··· Recorded data ···
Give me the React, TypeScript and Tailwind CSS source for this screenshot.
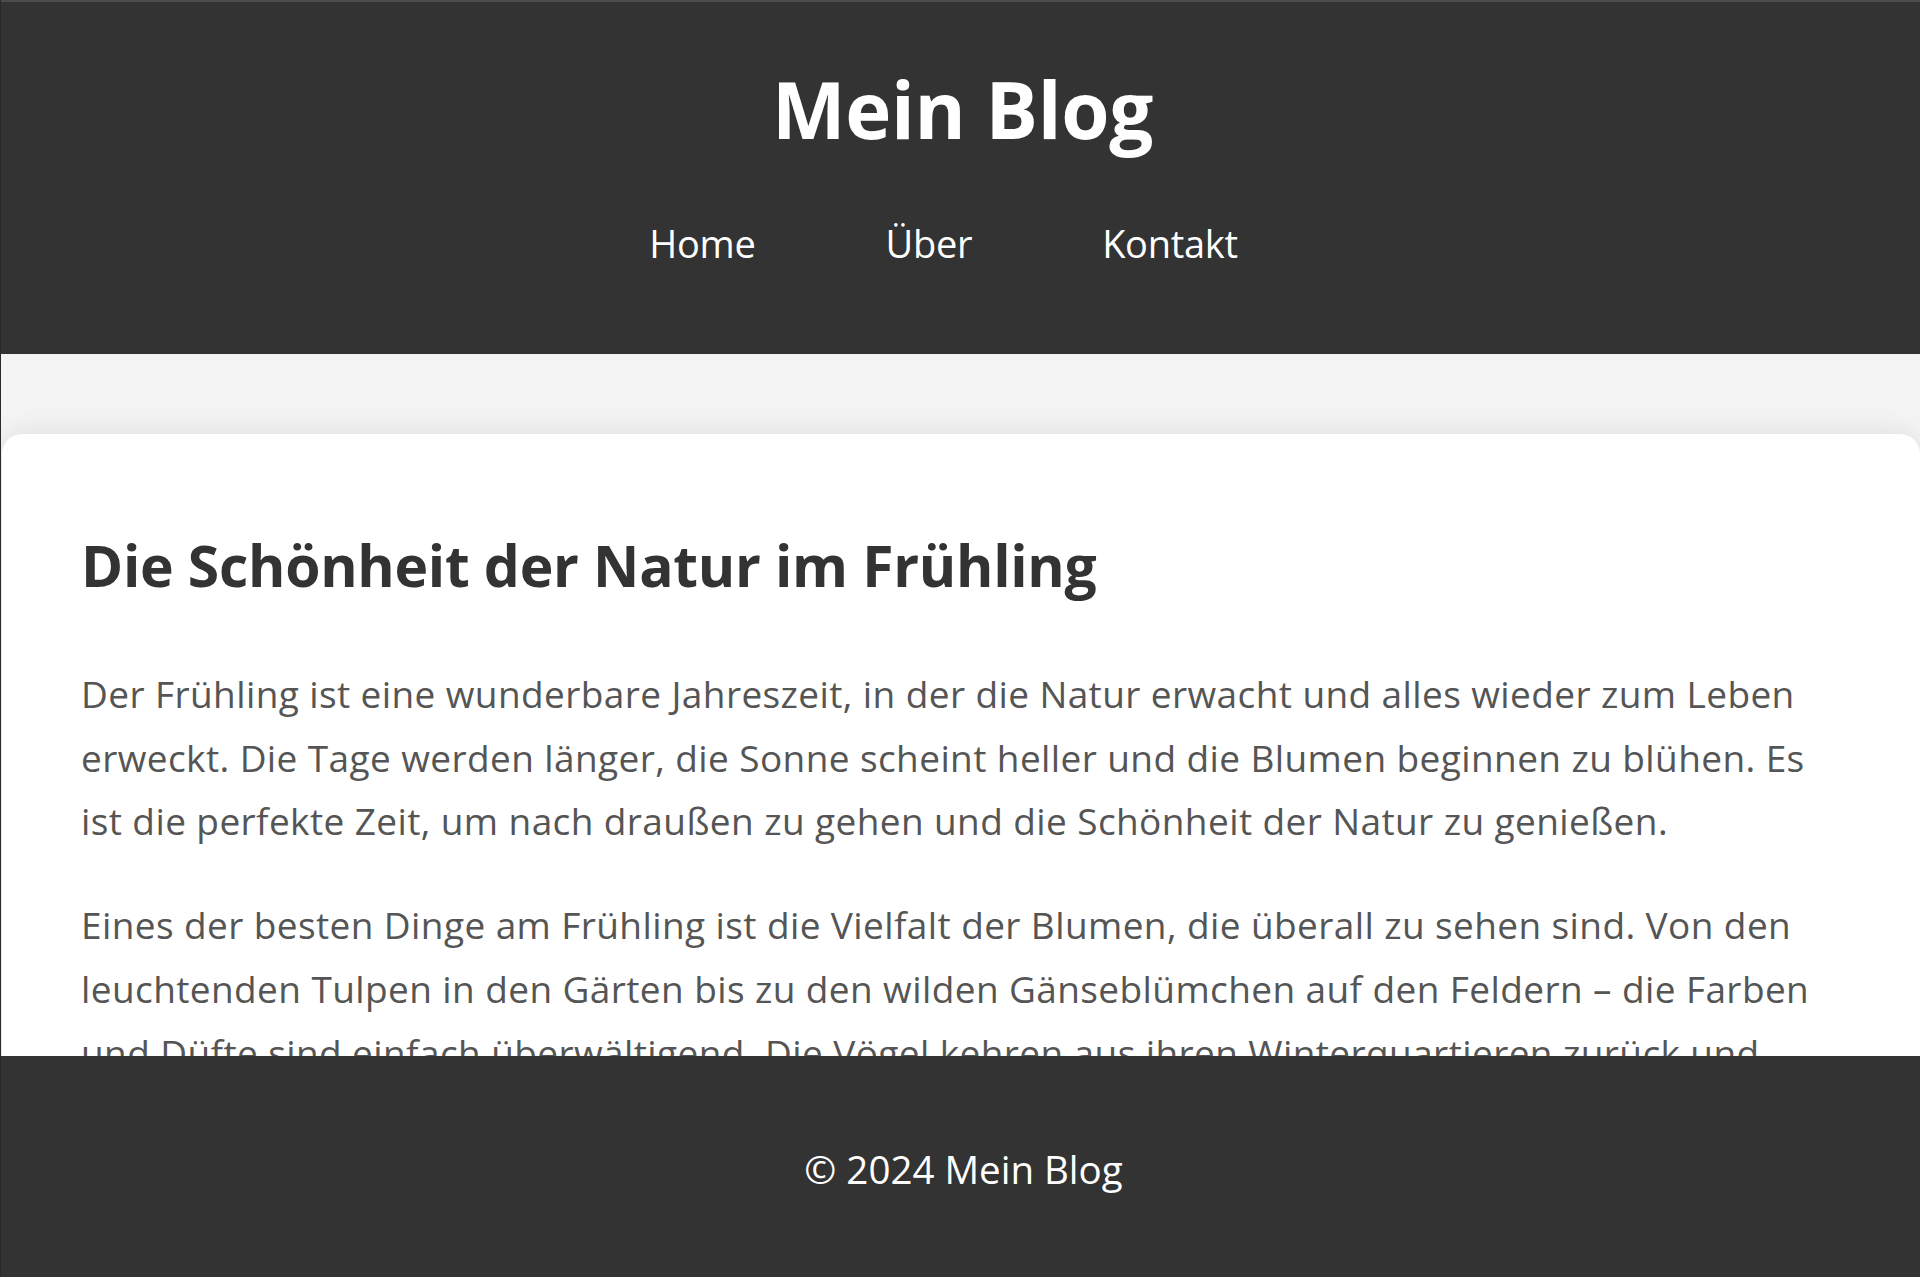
const paragraphs: string[][] = [
  [
    'Der Frühling ist eine wunderbare Jahreszeit, in der die Natur erwacht und alles wieder zum Leben',
    'erweckt. Die Tage werden länger, die Sonne scheint heller und die Blumen beginnen zu blühen. Es',
    'ist die perfekte Zeit, um nach draußen zu gehen und die Schönheit der Natur zu genießen.',
  ],
  [
    'Eines der besten Dinge am Frühling ist die Vielfalt der Blumen, die überall zu sehen sind. Von den',
    'leuchtenden Tulpen in den Gärten bis zu den wilden Gänseblümchen auf den Feldern – die Farben',
    'und Düfte sind einfach überwältigend. Die Vögel kehren aus ihren Winterquartieren zurück und',
  ],
];

const navItems = ['Home', 'Über', 'Kontakt'];

export default function App() {
  return (
    <div
      className="h-screen w-full overflow-hidden bg-[#f4f4f4] border-l border-[#2b2b2b]"
      style={{ fontFamily: '"Open Sans", "Noto Sans", sans-serif' }}
    >
      {/* Header */}
      <header className="bg-[#333] border-t-2 border-[#4d4d4d] pt-[60px] pb-[82px] text-white">
        <h1 className="pl-[4px] text-center text-[78px] leading-[94px] font-bold tracking-[-0.3px]">
          Mein Blog
        </h1>
        <nav className="mt-[59px] pr-[34px]">
          <ul className="flex justify-center gap-[130px]">
            {navItems.map(item => (
              <li key={item}>
                <a href="#" className="text-[38px] leading-[57px] tracking-[-0.3px] text-white">
                  {item}
                </a>
              </li>
            ))}
          </ul>
        </nav>
      </header>

      {/* Article card */}
      <main className="pt-[80px] pl-[1px]">
        <article className="bg-white rounded-[20px] shadow-[0_0_30px_rgba(0,0,0,0.1)] pl-[79px] pr-[60px] pt-[97px] pb-[80px]">
          <h2 className="text-[57px] leading-[68px] font-bold tracking-[-0.3px] text-[#333]">
            Die Schönheit der Natur im Frühling
          </h2>
          <div className="mt-[63px] flex flex-col gap-[40px]">
            {paragraphs.map((lines, i) => (
              <p key={i} className="text-[37px] leading-[63.7px] tracking-[0.4px] text-[#555]">
                {lines.map((line, j) => (
                  <span key={j} className="block whitespace-nowrap">
                    {line}
                  </span>
                ))}
              </p>
            ))}
          </div>
        </article>
      </main>

      {/* Footer */}
      <footer className="fixed bottom-0 left-0 right-0 h-[221px] bg-[#333] border-l border-[#2b2b2b] pt-[84px] text-center text-white">
        <p className="pl-[6px] text-[38.5px] leading-[58px]">© 2024 Mein Blog</p>
      </footer>
    </div>
  );
}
···
-- Your goal --
From start to finish, output the listing exactly, but omit its pictures.

-- Answer in full --
Give me the React, TypeScript and Tailwind CSS source for this screenshot.
const paragraphs: string[][] = [
  [
    'Der Frühling ist eine wunderbare Jahreszeit, in der die Natur erwacht und alles wieder zum Leben',
    'erweckt. Die Tage werden länger, die Sonne scheint heller und die Blumen beginnen zu blühen. Es',
    'ist die perfekte Zeit, um nach draußen zu gehen und die Schönheit der Natur zu genießen.',
  ],
  [
    'Eines der besten Dinge am Frühling ist die Vielfalt der Blumen, die überall zu sehen sind. Von den',
    'leuchtenden Tulpen in den Gärten bis zu den wilden Gänseblümchen auf den Feldern – die Farben',
    'und Düfte sind einfach überwältigend. Die Vögel kehren aus ihren Winterquartieren zurück und',
  ],
];

const navItems = ['Home', 'Über', 'Kontakt'];

export default function App() {
  return (
    <div
      className="h-screen w-full overflow-hidden bg-[#f4f4f4] border-l border-[#2b2b2b]"
      style={{ fontFamily: '"Open Sans", "Noto Sans", sans-serif' }}
    >
      {/* Header */}
      <header className="bg-[#333] border-t-2 border-[#4d4d4d] pt-[60px] pb-[82px] text-white">
        <h1 className="pl-[4px] text-center text-[78px] leading-[94px] font-bold tracking-[-0.3px]">
          Mein Blog
        </h1>
        <nav className="mt-[59px] pr-[34px]">
          <ul className="flex justify-center gap-[130px]">
            {navItems.map(item => (
              <li key={item}>
                <a href="#" className="text-[38px] leading-[57px] tracking-[-0.3px] text-white">
                  {item}
                </a>
              </li>
            ))}
          </ul>
        </nav>
      </header>

      {/* Article card */}
      <main className="pt-[80px] pl-[1px]">
        <article className="bg-white rounded-[20px] shadow-[0_0_30px_rgba(0,0,0,0.1)] pl-[79px] pr-[60px] pt-[97px] pb-[80px]">
          <h2 className="text-[57px] leading-[68px] font-bold tracking-[-0.3px] text-[#333]">
            Die Schönheit der Natur im Frühling
          </h2>
          <div className="mt-[63px] flex flex-col gap-[40px]">
            {paragraphs.map((lines, i) => (
              <p key={i} className="text-[37px] leading-[63.7px] tracking-[0.4px] text-[#555]">
                {lines.map((line, j) => (
                  <span key={j} className="block whitespace-nowrap">
                    {line}
                  </span>
                ))}
              </p>
            ))}
          </div>
        </article>
      </main>

      {/* Footer */}
      <footer className="fixed bottom-0 left-0 right-0 h-[221px] bg-[#333] border-l border-[#2b2b2b] pt-[84px] text-center text-white">
        <p className="pl-[6px] text-[38.5px] leading-[58px]">© 2024 Mein Blog</p>
      </footer>
    </div>
  );
}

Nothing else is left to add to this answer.